Packet forwarding through LXD container - packet drops on ingress veth/vtap interface

lxd

(Rob) #1

Hi I have been testing a scenario in which an LXD container is setup to simply route/forward IP packets from one IP interface out of another. We would like the LXD container to logically act as a virtual router with goal of highest throughput possible. Packet per second throughput on the LXD container has been pretty bad (~40k pps) due to packets drops showing on the vtap/veth interface connecting an OVS bridge up to the LXD container. It seems as if network packet processing for the LXD container is getting restricted somehow. I have dug through cgroups config and tried applying the ‘limits.ingress: 10Gbit’ to my LXD profile, but does not seem to help. softirq processing by LXD host seems to remain around equivalent of 1 core (aggregate - spread across mulitiple cores) utilization and due to drops under ‘/proc/net/softnet_stat’ seems the processing queue is not getting serviced quickly enough. CPU utilization inside LXD container is basically null, LXD host is moderate on the cores doing the softirq processing. Is there some other inherent network I/O restriction placed on LXD container? or possibly by cgroups?

Topology:

      iperf3 |------------|   (ovs-br1)----(LXD-container)----(ovs-br2)  |-------------| iperf3
      traffic1                                       LXD server UUT                                      traffic2
             1.1.1.2                          1.1.1.1           2.2.2.1                          2.2.2.2

Secondary question: where would I see ‘limits.egress’ LXC config show up within the cgroups hierarchy?

We are ultimately using Openstack “VLAN provider” model to set this up which basically bridges traffic into the LXD host and then wires the LXD container up via vtap interfaces. I see same behavior on both Ubuntu 16.04 and 18.04 as LXD host and both ‘Version: 2.0.11-0ubuntu1~16.04.4’ and ‘Version: 3.0.1-0ubuntu1~18.04.1’ under more simplified scenario as shown above.

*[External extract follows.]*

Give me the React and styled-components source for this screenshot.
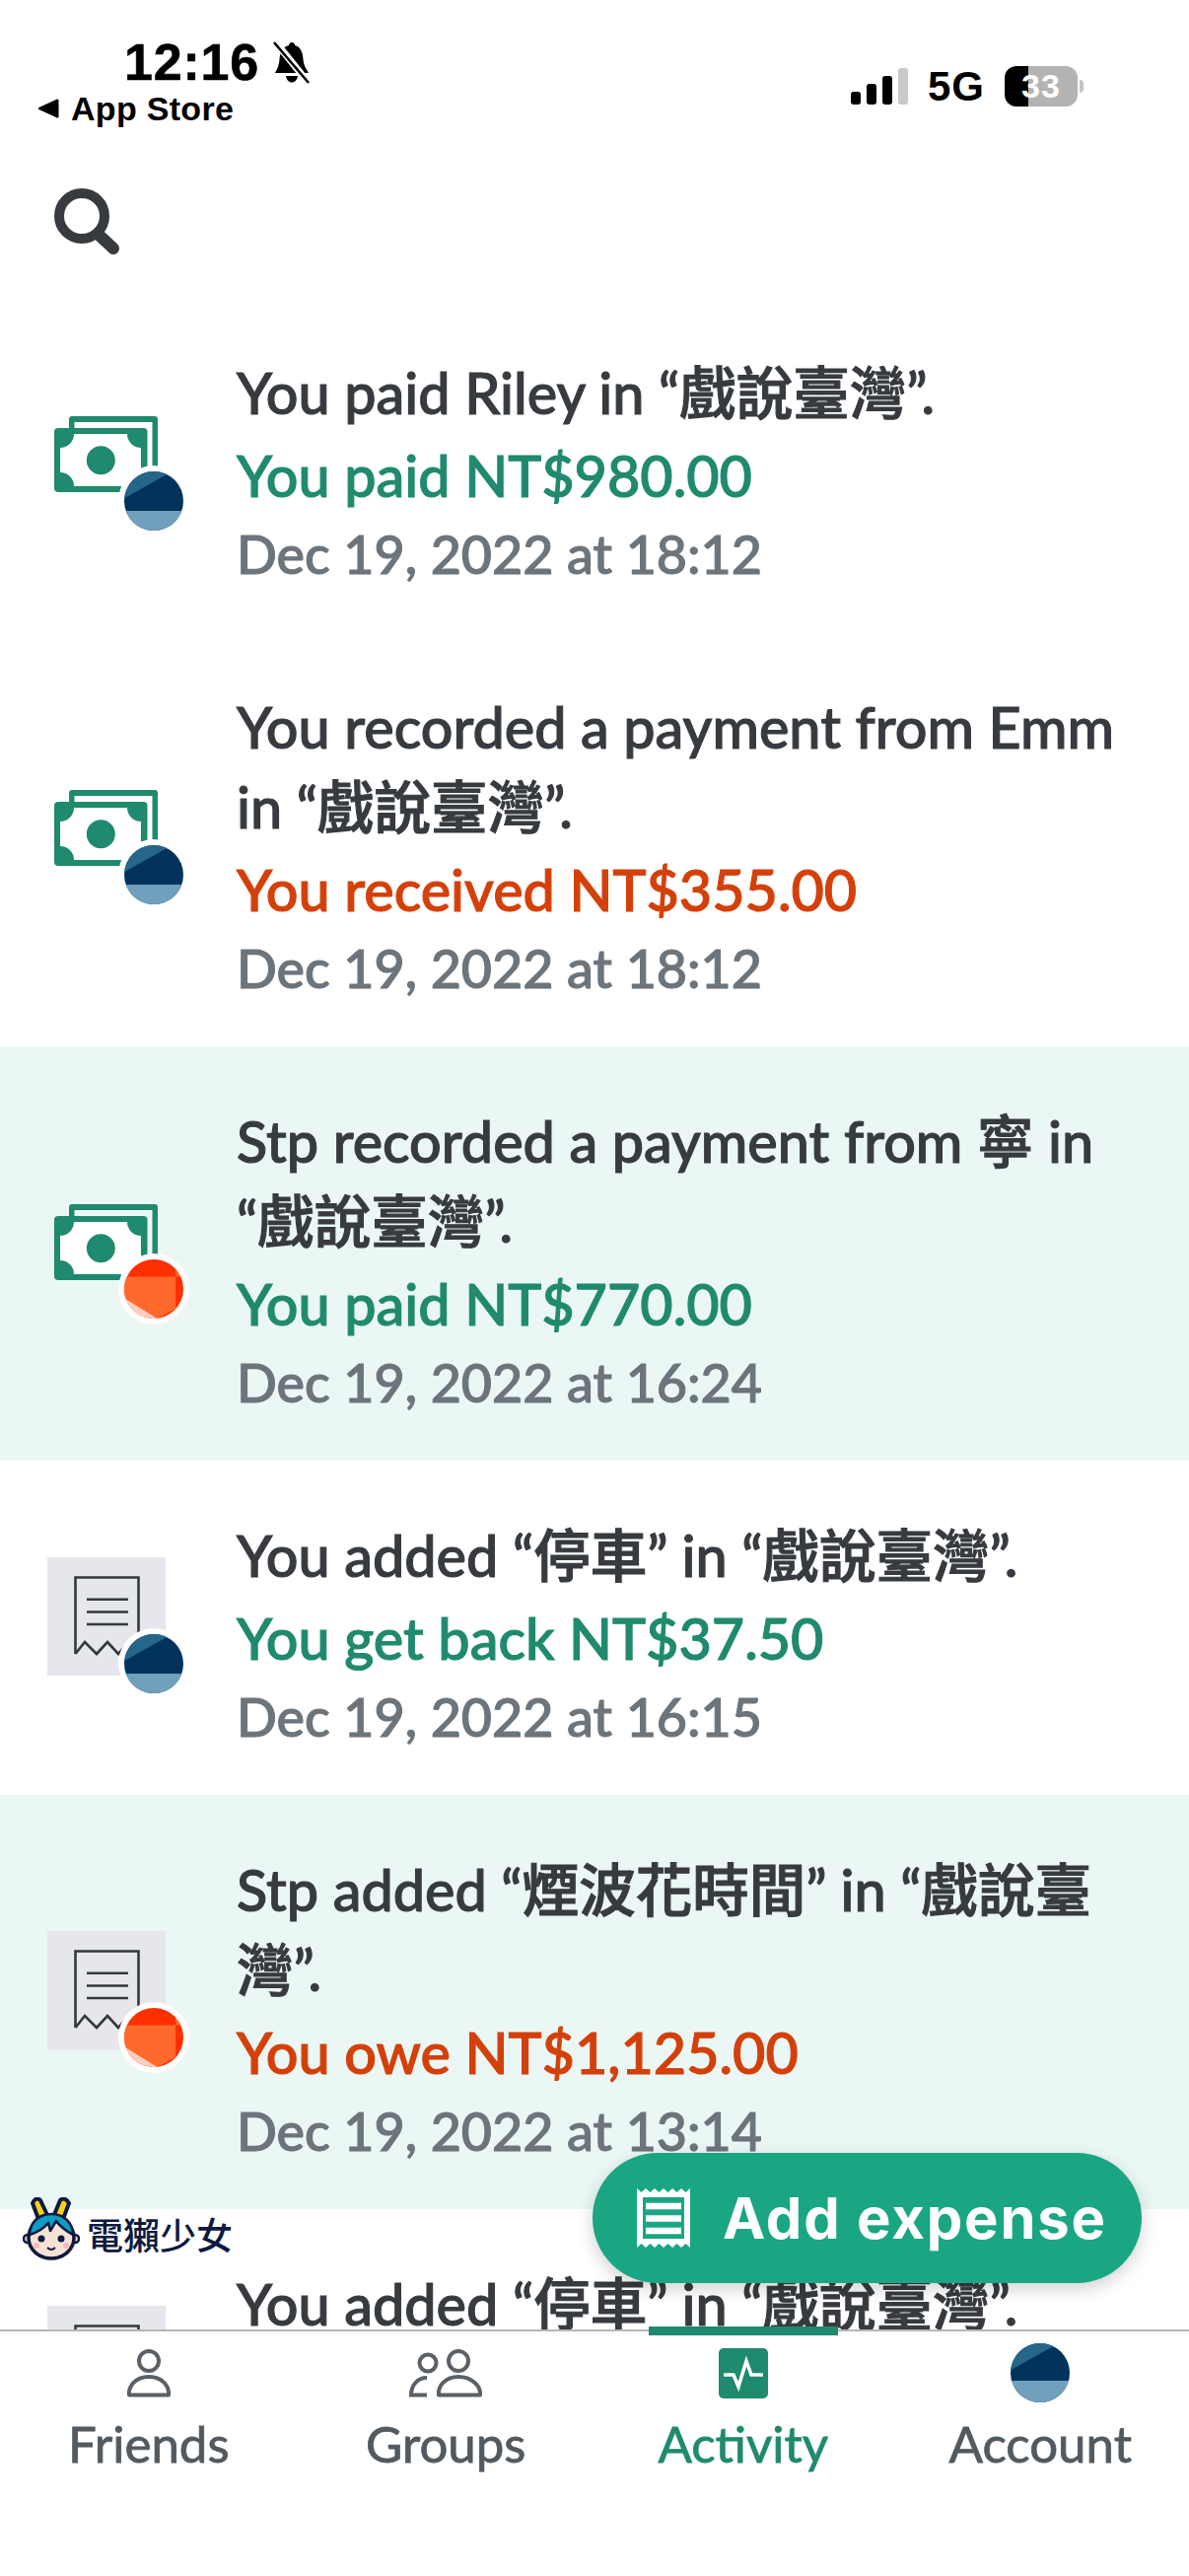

Below is the basic profile being used.

root@compute3:/sys/fs/cgroup/cpu/lxc/c3# lxc profile show dual
config: {}
description: Default LXD profile
devices:
  eth0:
    limits.egress: 10Gbit
    limits.ingress: 10Gbit
    nictype: bridged
    parent: ovs-br1
    type: nic
  eth1:
    limits.egress: 10Gbit
    limits.ingress: 10Gbit
    nictype: bridged
    parent: ovs-br2
    type: nic
  root:
    path: /
    pool: default
    type: disk
name: dual
used_by:
- /1.0/containers/c1

Any help or suggestions would be greatly appreciated!


#2

(I added some markup to your post to make it easier to read)

There are some changes that you do on the host to achieve better throughput,


Can you try them and see how they help?


(Brian Mullan) #3

Also, remember your LXD container is still using your Host Kernel.

What is your throughput just using the Host & not the container.


(Jon Clayton) #4

Also what about performance with Linux Bridge versus OvS ?


(Rob) #5

Thanks for the link Simos, “net.core.netdev_max_backlog = 182757” did the trick for correcting the packet drops on the veth interfaces!!

-Rob